The B.C. Lions may have added quarterback Colin Kaepernick to their negotiation list, but don’t expect to see him in Vancouver anytime soon.
TSN‘s Farhan Lalji reported on Thursday that the Lions now own the 35-year-old’s exclusive CFL rights. However, B.C. co-general manager Neil McEvoy told 3DownNation there have not been any conversations with the player or his representatives about bringing Kaepernick north of the border.
“Much like everyone on our neg list, we have made no contact with him and are not looking to bring another QB in.”
League by-laws allow teams to claim exclusive CFL rights for up to 45 players by placing them on their negotiation lists. Players can be added, removed or traded from the lists at any time.
This is Kaepernick’s second stint on the Lions’ list, as former general manager Wally Buono was the first to claim his rights while he was still at the University of Nevada. After being dropped by B.C., he has been claimed on two separate occasions by the Hamilton Tiger-Cats and once by the Montreal Alouettes.
Kaepernick was initially selected by the San Francisco 49ers in the second round of the 2011 NFL Draft and went on to play six seasons for the organization. He threw for 12,271 yards, 72 touchdowns and 30 interceptions while rushing for 2,300 yards (6.1 yards per carry) and 13 touchdowns, leading the Niners to a Super Bowl berth in 2012.
The dual-threat passer became the subject of controversy in 2016 when he began kneeling during the American national anthem to protest racial injustice and police brutality against the Black community. Kaepernick became a free agent in March of 2017 after opting out of his contract with the 49ers and has not played since.
Kaepernick’s long absence from professional football has led to accusations of him being blackballed due to his activism. He filed a grievance against the NFL for collusion and later settled out of court in 2019 for an undisclosed amount.
The Lions’ negotiation list addition coincides with Kaepernick’s latest attempt to make an NFL comeback. On Tuesday, rapper J. Cole posted a letter written by the quarterback to social media which was addressed to New York Jets’ general manager Joe Douglas. In it, Kaepernick lobbied to be signed to the team’s practice squad in the aftermath of Aaron Rodgers’ season-ending injury.
While Kaepernick has consistently kept his name in the NFL conversation throughout his long exile, even working out for the Las Vegas Raiders last season, there has been little traction around him coming to the CFL. The quarterback earned more than $43 million throughout his short career and continues to cash in via endorsements.
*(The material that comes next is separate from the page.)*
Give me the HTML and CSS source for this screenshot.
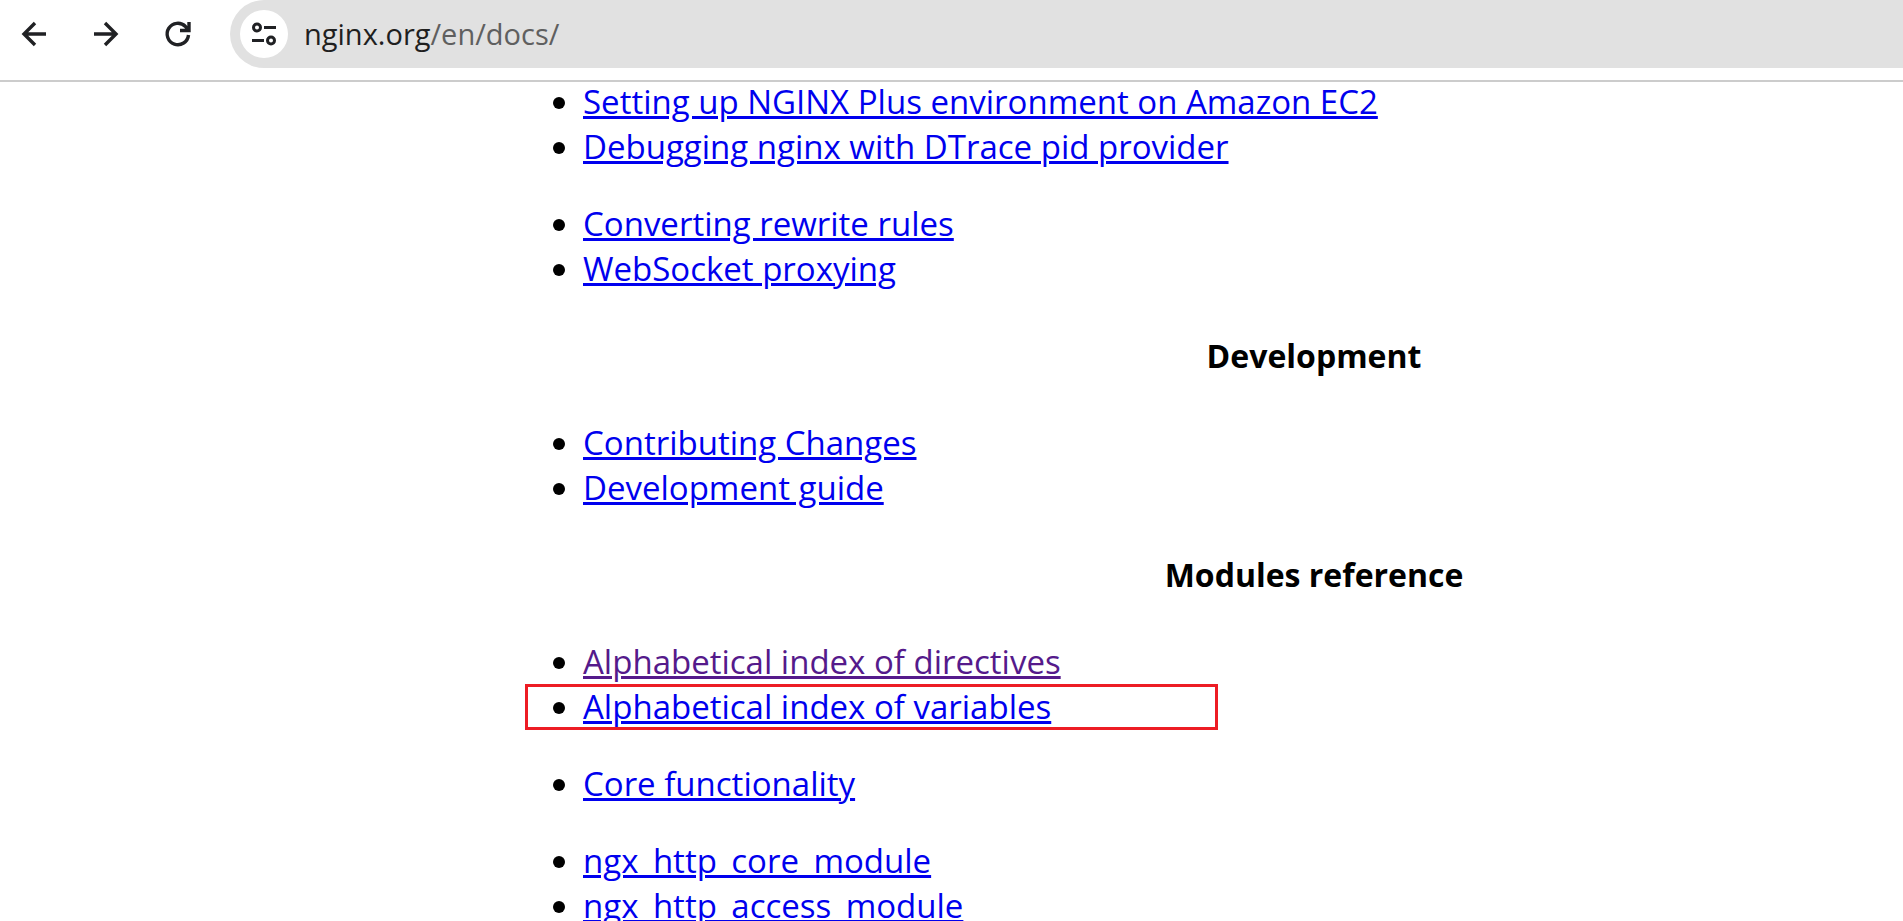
FILE: index.html
```html
<!DOCTYPE html>
<html lang="en">
<head>
<meta charset="utf-8">
<meta name="viewport" content="width=device-width, initial-scale=1">
<title>nginx documentation</title>
<link rel="stylesheet" href="styles.css">
</head>
<body>
<header class="toolbar">
  <nav class="nav-buttons" aria-label="Browser navigation">
    <button class="icon-button" type="button" aria-label="Back">
      <svg viewBox="0 0 24 24"><path d="M24 12H2M13 1L2 12l11 11"/></svg>
    </button>
    <button class="icon-button" type="button" aria-label="Forward">
      <svg viewBox="0 0 24 24"><path d="M0 12h22M11 1l11 11-11 11"/></svg>
    </button>
    <button class="icon-button" type="button" aria-label="Reload">
      <svg viewBox="0 0 24 24"><path d="M22.500 13A10.700 10.700 0 1 1 19.500 4.500l2.500 3.500M23 0v8.500H14"/></svg>
    </button>
  </nav>
  <div class="address-bar">
    <button class="site-info" type="button" aria-label="View site information">
      <svg viewBox="0 0 24 24"><circle cx="5" cy="5.500" r="3.500"/><path d="M12 5.500H24M0 18.500h12"/><circle cx="19" cy="18.500" r="3.500"/></svg>
    </button>
    <div class="url" role="textbox" aria-label="Address" contenteditable="true" spellcheck="false">nginx.org<span class="url-path">/en/docs/</span></div>
  </div>
</header>
<main class="docs">
  <ul class="doc-list">
    <li><a href="#ec2">Setting up NGINX Plus environment on Amazon EC2</a></li>
    <li><a href="#dtrace">Debugging nginx with DTrace pid provider</a></li>
  </ul>
  <ul class="doc-list">
    <li><a href="#rewrite">Converting rewrite rules</a></li>
    <li><a href="#websocket">WebSocket proxying</a></li>
  </ul>
  <h4 class="doc-heading">Development</h4>
  <ul class="doc-list">
    <li><a href="#contributing">Contributing Changes</a></li>
    <li><a href="#guide">Development guide</a></li>
  </ul>
  <h4 class="doc-heading">Modules reference</h4>
  <ul class="doc-list">
    <li><a class="visited" href="#directives">Alphabetical index of directives</a></li>
    <li class="highlighted"><a href="#variables">Alphabetical index of variables</a></li>
  </ul>
  <ul class="doc-list">
    <li><a href="#core">Core functionality</a></li>
  </ul>
  <ul class="doc-list">
    <li><a href="#http-core">ngx_http_core_module</a></li>
    <li><a href="#http-access">ngx_http_access_module</a></li>
  </ul>
</main>
</body>
</html>
```
FILE: styles.css
```css
*,
*::after { box-sizing: border-box; }

body {
  display: flex;
  flex-direction: column;
  height: 100vh;
  margin: 0;
  overflow: hidden;
  background: #fff;
  color: #000;
  font-family: "Open Sans", "Noto Sans", sans-serif;
}

.toolbar {
  display: flex;
  flex: none;
  align-items: flex-start;
  gap: 28px;
  padding-bottom: 12px;
  border-bottom: 2px solid #ccc;
}

.nav-buttons {
  display: flex;
  gap: 24px;
  padding: 10px 0 0 10px;
}

.icon-button,
.site-info {
  display: grid;
  place-items: center;
  width: 48px;
  height: 48px;
  padding: 0;
  border: 0;
  border-radius: 50%;
  background: #fff;
}

.icon-button svg,
.site-info svg {
  width: 24px;
  height: 24px;
  fill: none;
  stroke: #202124;
  stroke-width: 3.4;
  overflow: visible;
}

.site-info svg { stroke-width: 3; }

.address-bar {
  display: flex;
  flex: 1;
  align-items: center;
  gap: 16px;
  height: 68px;
  padding-left: 10px;
  border-radius: 34px 0 0 34px;
  background: #e1e1e1;
}

.url {
  color: #1f1f1f;
  font-size: 29px;
  line-height: 40px;
  outline: none;
}

.url-path { color: #5f5f5f; }

.docs {
  flex: 1;
  min-height: 0;
  margin-top: -3px;
  padding-left: 543px;
  overflow: hidden;
  font-size: 33px;
  line-height: 45px;
}

.toolbar { position: relative; }

.doc-list {
  margin: 0;
  padding-left: 40px;
}

.doc-list + .doc-list { margin-top: 32px; }

.doc-heading {
  margin: 42px 0;
  padding-left: 182px;
  font-size: 32px;
  font-weight: 700;
  text-align: center;
}

a {
  color: #00e;
  text-decoration-thickness: 3px;
  text-underline-offset: 2px;
}

.visited { color: #551a8b; }

.highlighted { position: relative; }

.highlighted::after {
  content: "";
  position: absolute;
  top: 0;
  left: -58px;
  width: 693px;
  height: 46px;
  border: 3px solid #ed1c24;
  pointer-events: none;
}
```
In 2019, he approached the now-defunct Alliance of American Football and the XFL about playing in their leagues, but reportedly requested a salary of $20 million. If his self-valuation has not dramatically changed, the CFL will not be a viable option and most around the league do not view him as a realistic possibility to play in Canada.
It is unclear how serious the Lions are about the prospect of attracting Kaepernick down the road, with McEvoy describing him as “just a name on a list that is very fluid and changes daily.” However, associating your brand with a high-profile name is never a bad marketing strategy.